DATA PROVIDED:
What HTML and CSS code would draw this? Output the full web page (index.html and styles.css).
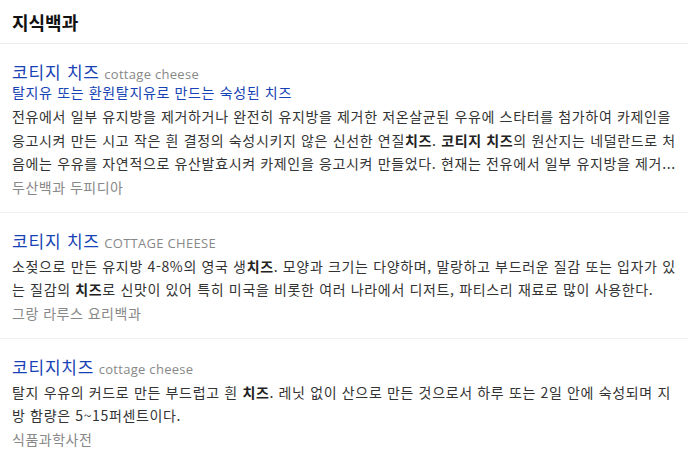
FILE: index.html
```html
<!DOCTYPE html>
<html lang="ko">
<head>
<meta charset="utf-8">
<title>지식백과</title>
<link rel="stylesheet" href="styles.css">
</head>
<body>
<div class="panel">
  <h2 class="panel-title">지식백과</h2>
  <div class="entry">
    <div class="entry-head"><a class="entry-title" href="#">코티지 치즈</a> <span class="entry-en">cottage cheese</span></div>
    <div class="entry-sub">탈지유 또는 환원탈지유로 만드는 숙성된 치즈</div>
    <p class="entry-desc clamp">전유에서 일부 유지방을 제거하거나 완전히 유지방을 제거한 저온살균된 우유에 스타터를 첨가하여 카제인을 응고시켜 만든 시고 작은 흰 결정의 숙성시키지 않은 신선한 연질<b>치즈</b>. <b>코티지 치즈</b>의 원산지는 네덜란드로 처음에는 우유를 자연적으로 유산발효시켜 카제인을 응고시켜 만들었다. 현재는 전유에서 일부 유지방을 제거...</p>
    <div class="entry-src">두산백과 두피디아</div>
  </div>
  <div class="entry">
    <div class="entry-head"><a class="entry-title" href="#">코티지 치즈</a> <span class="entry-en">COTTAGE CHEESE</span></div>
    <p class="entry-desc">소젖으로 만든 유지방 4-8%의 영국 생<b>치즈</b>. 모양과 크기는 다양하며, 말랑하고 부드러운 질감 또는 입자가 있는 질감의 <b>치즈</b>로 신맛이 있어 특히 미국을 비롯한 여러 나라에서 디저트, 파티스리 재료로 많이 사용한다.</p>
    <div class="entry-src">그랑 라루스 요리백과</div>
  </div>
  <div class="entry">
    <div class="entry-head"><a class="entry-title" href="#">코티지치즈</a> <span class="entry-en">cottage cheese</span></div>
    <p class="entry-desc">탈지 우유의 커드로 만든 부드럽고 흰 <b>치즈</b>. 레닛 없이 산으로 만든 것으로서 하루 또는 2일 안에 숙성되며 지방 함량은 5~15퍼센트이다.</p>
    <div class="entry-src">식품과학사전</div>
  </div>
</div>
</body>
</html>
```

FILE: styles.css
```css
html, body {
  margin: 0;
  padding: 0;
  background: #fff;
}
body {
  font-family: "Noto Sans CJK KR", "Noto Sans", sans-serif;
  color: #333;
}
.panel {
  width: 688px;
}
.panel-title {
  margin: 0;
  height: 44px;
  padding: 0 12px;
  box-sizing: border-box;
  display: flex;
  align-items: center;
  font-size: 18px;
  font-weight: 700;
  color: #111;
  border-bottom: 1px solid #ebebeb;
}
.entry {
  padding: 18px 12px 15px;
  border-bottom: 1px solid #eef0f3;
}
.entry:last-child {
  border-bottom: none;
}
.entry-head {
  line-height: 20px;
  height: 20px;
  white-space: nowrap;
}
.entry-title {
  font-size: 17px;
  letter-spacing: 0.8px;
  color: #1642b5;
  text-decoration: none;
}
.entry-en {
  font-family: "Open Sans", "Noto Sans", sans-serif;
  font-size: 13px;
  letter-spacing: 0.3px;
  color: #888;
}
.entry-sub {
  font-size: 14px;
  letter-spacing: 0.65px;
  line-height: 16px;
  color: #1642b5;
  margin-top: 2px;
  margin-bottom: 5px;
}
.entry-desc {
  margin: 4px 0 0;
  font-size: 14px;
  letter-spacing: 0.65px;
  line-height: 23.5px;
  color: #333;
}
.entry-desc b {
  font-weight: 700;
  color: #222;
}
.clamp {
  display: -webkit-box;
  -webkit-box-orient: vertical;
  -webkit-line-clamp: 3;
  overflow: hidden;
}
.entry-src {
  font-size: 14px;
  letter-spacing: 0.5px;
  line-height: 20px;
  margin-top: 1px;
  color: #888;
}
```
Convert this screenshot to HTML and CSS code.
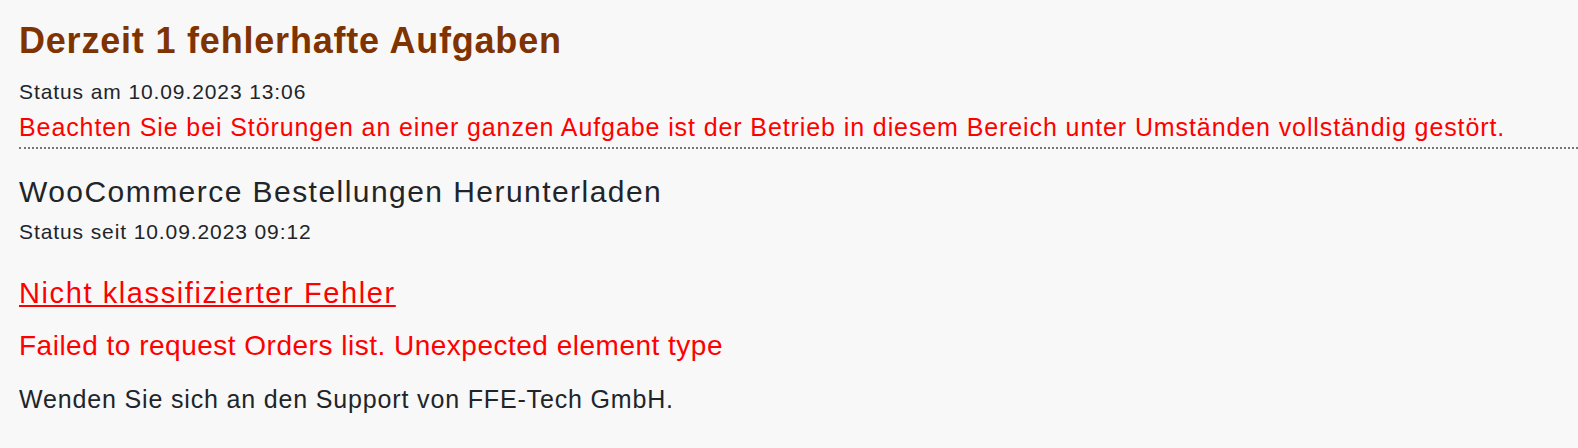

DESCRIPTION OF THE TASK: Without the pictures, print the whole listing exactly as given.

FINISHED EXERCISE:
What HTML and CSS code would draw this? Output the full web page (index.html and styles.css).
FILE: index.html
```html
<!DOCTYPE html>
<html lang="ko">
<head>
<meta charset="utf-8">
<title>지식백과</title>
<link rel="stylesheet" href="styles.css">
</head>
<body>
<div class="panel">
  <h2 class="panel-title">지식백과</h2>
  <div class="entry">
    <div class="entry-head"><a class="entry-title" href="#">코티지 치즈</a> <span class="entry-en">cottage cheese</span></div>
    <div class="entry-sub">탈지유 또는 환원탈지유로 만드는 숙성된 치즈</div>
    <p class="entry-desc clamp">전유에서 일부 유지방을 제거하거나 완전히 유지방을 제거한 저온살균된 우유에 스타터를 첨가하여 카제인을 응고시켜 만든 시고 작은 흰 결정의 숙성시키지 않은 신선한 연질<b>치즈</b>. <b>코티지 치즈</b>의 원산지는 네덜란드로 처음에는 우유를 자연적으로 유산발효시켜 카제인을 응고시켜 만들었다. 현재는 전유에서 일부 유지방을 제거...</p>
    <div class="entry-src">두산백과 두피디아</div>
  </div>
  <div class="entry">
    <div class="entry-head"><a class="entry-title" href="#">코티지 치즈</a> <span class="entry-en">COTTAGE CHEESE</span></div>
    <p class="entry-desc">소젖으로 만든 유지방 4-8%의 영국 생<b>치즈</b>. 모양과 크기는 다양하며, 말랑하고 부드러운 질감 또는 입자가 있는 질감의 <b>치즈</b>로 신맛이 있어 특히 미국을 비롯한 여러 나라에서 디저트, 파티스리 재료로 많이 사용한다.</p>
    <div class="entry-src">그랑 라루스 요리백과</div>
  </div>
  <div class="entry">
    <div class="entry-head"><a class="entry-title" href="#">코티지치즈</a> <span class="entry-en">cottage cheese</span></div>
    <p class="entry-desc">탈지 우유의 커드로 만든 부드럽고 흰 <b>치즈</b>. 레닛 없이 산으로 만든 것으로서 하루 또는 2일 안에 숙성되며 지방 함량은 5~15퍼센트이다.</p>
    <div class="entry-src">식품과학사전</div>
  </div>
</div>
</body>
</html>
```

FILE: styles.css
```css
html, body {
  margin: 0;
  padding: 0;
  background: #fff;
}
body {
  font-family: "Noto Sans CJK KR", "Noto Sans", sans-serif;
  color: #333;
}
.panel {
  width: 688px;
}
.panel-title {
  margin: 0;
  height: 44px;
  padding: 0 12px;
  box-sizing: border-box;
  display: flex;
  align-items: center;
  font-size: 18px;
  font-weight: 700;
  color: #111;
  border-bottom: 1px solid #ebebeb;
}
.entry {
  padding: 18px 12px 15px;
  border-bottom: 1px solid #eef0f3;
}
.entry:last-child {
  border-bottom: none;
}
.entry-head {
  line-height: 20px;
  height: 20px;
  white-space: nowrap;
}
.entry-title {
  font-size: 17px;
  letter-spacing: 0.8px;
  color: #1642b5;
  text-decoration: none;
}
.entry-en {
  font-family: "Open Sans", "Noto Sans", sans-serif;
  font-size: 13px;
  letter-spacing: 0.3px;
  color: #888;
}
.entry-sub {
  font-size: 14px;
  letter-spacing: 0.65px;
  line-height: 16px;
  color: #1642b5;
  margin-top: 2px;
  margin-bottom: 5px;
}
.entry-desc {
  margin: 4px 0 0;
  font-size: 14px;
  letter-spacing: 0.65px;
  line-height: 23.5px;
  color: #333;
}
.entry-desc b {
  font-weight: 700;
  color: #222;
}
.clamp {
  display: -webkit-box;
  -webkit-box-orient: vertical;
  -webkit-line-clamp: 3;
  overflow: hidden;
}
.entry-src {
  font-size: 14px;
  letter-spacing: 0.5px;
  line-height: 20px;
  margin-top: 1px;
  color: #888;
}
```
Convert this screenshot to HTML and CSS code.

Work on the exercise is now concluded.